You say those OpenSSL alternatives can be dangerous. Yet, you also never recommend against OpenSSL despite it proving itself to be quite dangerous in more ways than just cryptographic. Strange double standard.
Anyway, Fox IT [1] recently used PolarSSL in their OpenVPN respin. It's been immune to a number of issues that hit OpenSSL while their mailing list indicates steady work at finding and fixing its own problems. Improved the cryptographic defaults, too. The effort is open source. If you see non-OpenSSL crypto problems, feel free to publish them and suggest improvements so people in or outside those projects can make the systems better. So far, you mainly just blanket recommend against while pushing dangerous stuff (OpenSSL) on readers.
Note: At least you endorsed two alternatives to OpenSSL in this one. A first.
That's straightforward and means we agree on an alternative (LibreSSL). You haven't mentioned the converse issue though: only vague warnings with a broad word (cryptographic). I'm not even disagreeing with you on PolarSSL, necessarily. The problem is you quickly dismiss them without details while you don't do the same for OpenSSL despite known, horrific details available justifying avoiding it.
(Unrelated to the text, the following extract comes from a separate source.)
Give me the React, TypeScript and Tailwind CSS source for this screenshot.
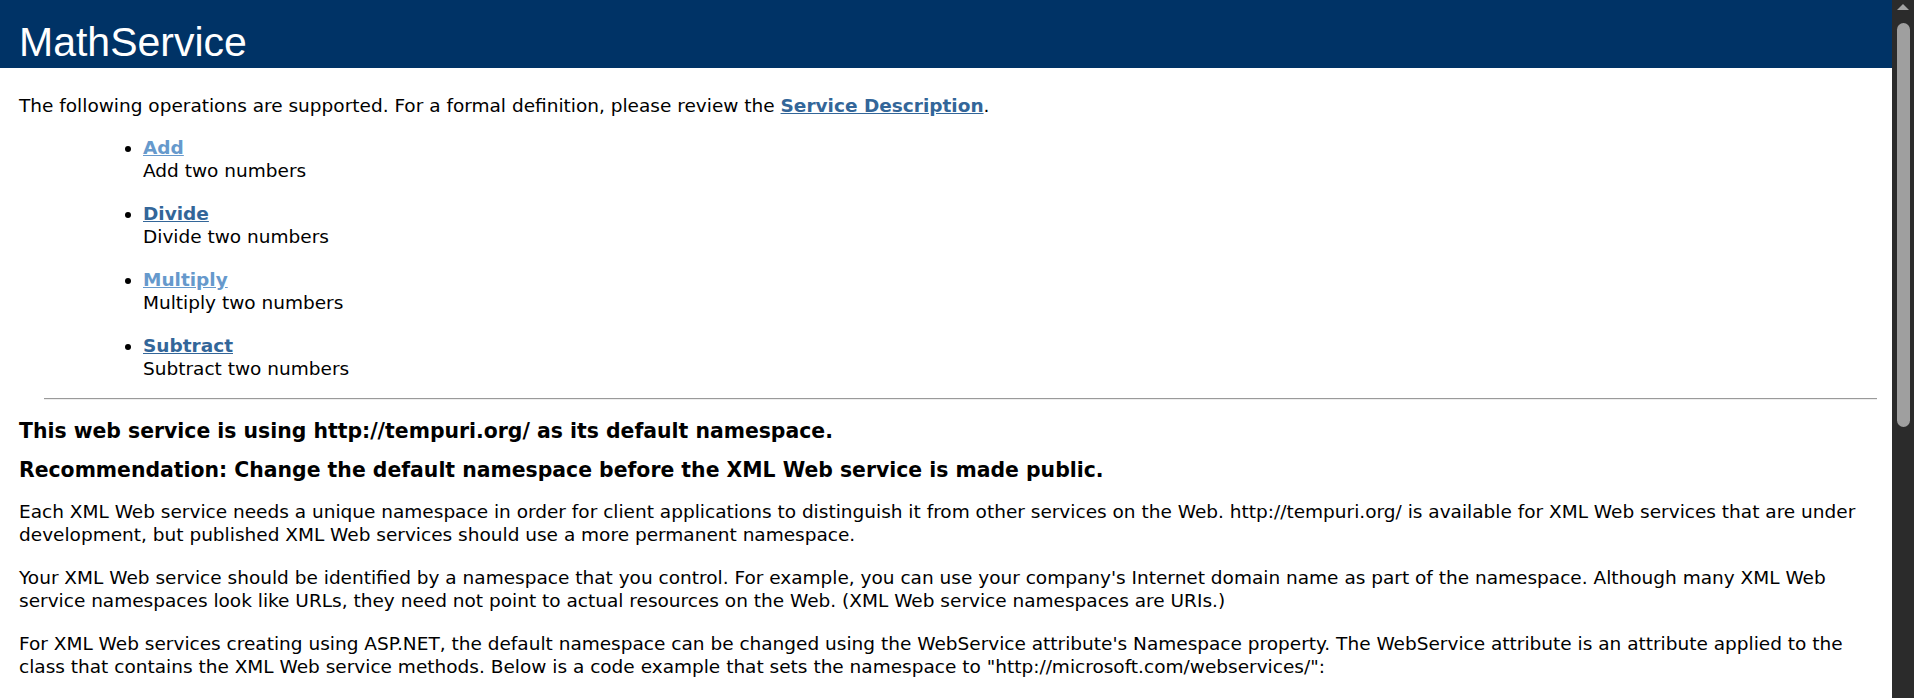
const operations = [
  { name: 'Add', description: 'Add two numbers', visited: true },
  { name: 'Divide', description: 'Divide two numbers', visited: false },
  { name: 'Multiply', description: 'Multiply two numbers', visited: true },
  { name: 'Subtract', description: 'Subtract two numbers', visited: false },
]

function Scrollbar() {
  return (
    <div className="flex w-[22px] shrink-0 flex-col items-center bg-[#2b2b2b]">
      <svg width="12" height="6" viewBox="0 0 12 6" className="mt-[4px]">
        <polygon points="6,0 12,6 0,6" fill="#a3a3a3" />
      </svg>
      <div className="mt-[13px] h-[404px] w-[13px] rounded-full bg-[#9f9f9f]" />
    </div>
  )
}

export default function App() {
  return (
    <div className="flex h-[698px] overflow-hidden bg-white font-['DejaVu_Sans',Verdana,sans-serif] text-[18.5px] leading-[23px] text-black">
      <div className="min-w-0 flex-1">
        <div className="h-[68px] bg-[#003366] pl-[19px] pt-[22px]">
          <h1 className="font-['Liberation_Sans',Tahoma,sans-serif] text-[41px] font-normal leading-[41px] text-white">
            MathService
          </h1>
        </div>

        <div className="pl-[19px] pr-[22px]">
          <p className="mt-[26px]">
            The following operations are supported. For a formal definition, please review the{' '}
            <a href="#" className="font-bold text-[#336699] underline">
              Service Description
            </a>
            .
          </p>

          <ul className="mt-[19px] list-disc pl-[124px]">
            {operations.map((op, i) => (
              <li key={op.name} className={i > 0 ? 'mt-[20px]' : ''}>
                <a
                  href="#"
                  className={`font-bold underline ${op.visited ? 'text-[#6699cc]' : 'text-[#336699]'}`}
                >
                  {op.name}
                </a>
                <br />
                {op.description}
              </li>
            ))}
          </ul>

          <hr className="mt-[18px] ml-[25px] mr-[-7px] border-t border-b border-t-[#9a9a9a] border-b-[#eeeeee]" />

          <h3 className="mt-[20px] text-[20.4px] font-bold">
            This web service is using http://tempuri.org/ as its default namespace.
          </h3>
          <h3 className="mt-[16px] text-[20.4px] font-bold">
            Recommendation: Change the default namespace before the XML Web service is made public.
          </h3>

          <p className="mt-[18px]">
            Each XML Web service needs a unique namespace in order for client applications to distinguish it from
            other services on the Web. http://tempuri.org/ is available for XML Web services that are under
            development, but published XML Web services should use a more permanent namespace.
          </p>
          <p className="mt-[20px]">
            Your XML Web service should be identified by a namespace that you control. For example, you can use your
            company's Internet domain name as part of the namespace. Although many XML Web service namespaces look
            like URLs, they need not point to actual resources on the Web. (XML Web service namespaces are URIs.)
          </p>
          <p className="mt-[20px]">
            For XML Web services creating using ASP.NET, the default namespace can be changed using the WebService
            attribute's Namespace property. The WebService attribute is an attribute applied to the class that
            contains the XML Web service methods. Below is a code example that sets the namespace to
            "http://microsoft.com/webservices/":
          </p>
        </div>
      </div>
      <Scrollbar />
    </div>
  )
}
So, I guess the dispute boils down to those issues:
1. What's the specific reason those libraries suck worse than OpenSSL (which SUCKS) and where did you publish that for peer review/improvement?
2. Why don't you treat OpenSSL the same for all its problems and recommend what you believe is a decent alternative (eg LibreSSL)? (Double standards always bother me in this field.)
That's the consistent trend in these threads: deny several for vague reasons; fine with a known bad one despite non-vague reasons against.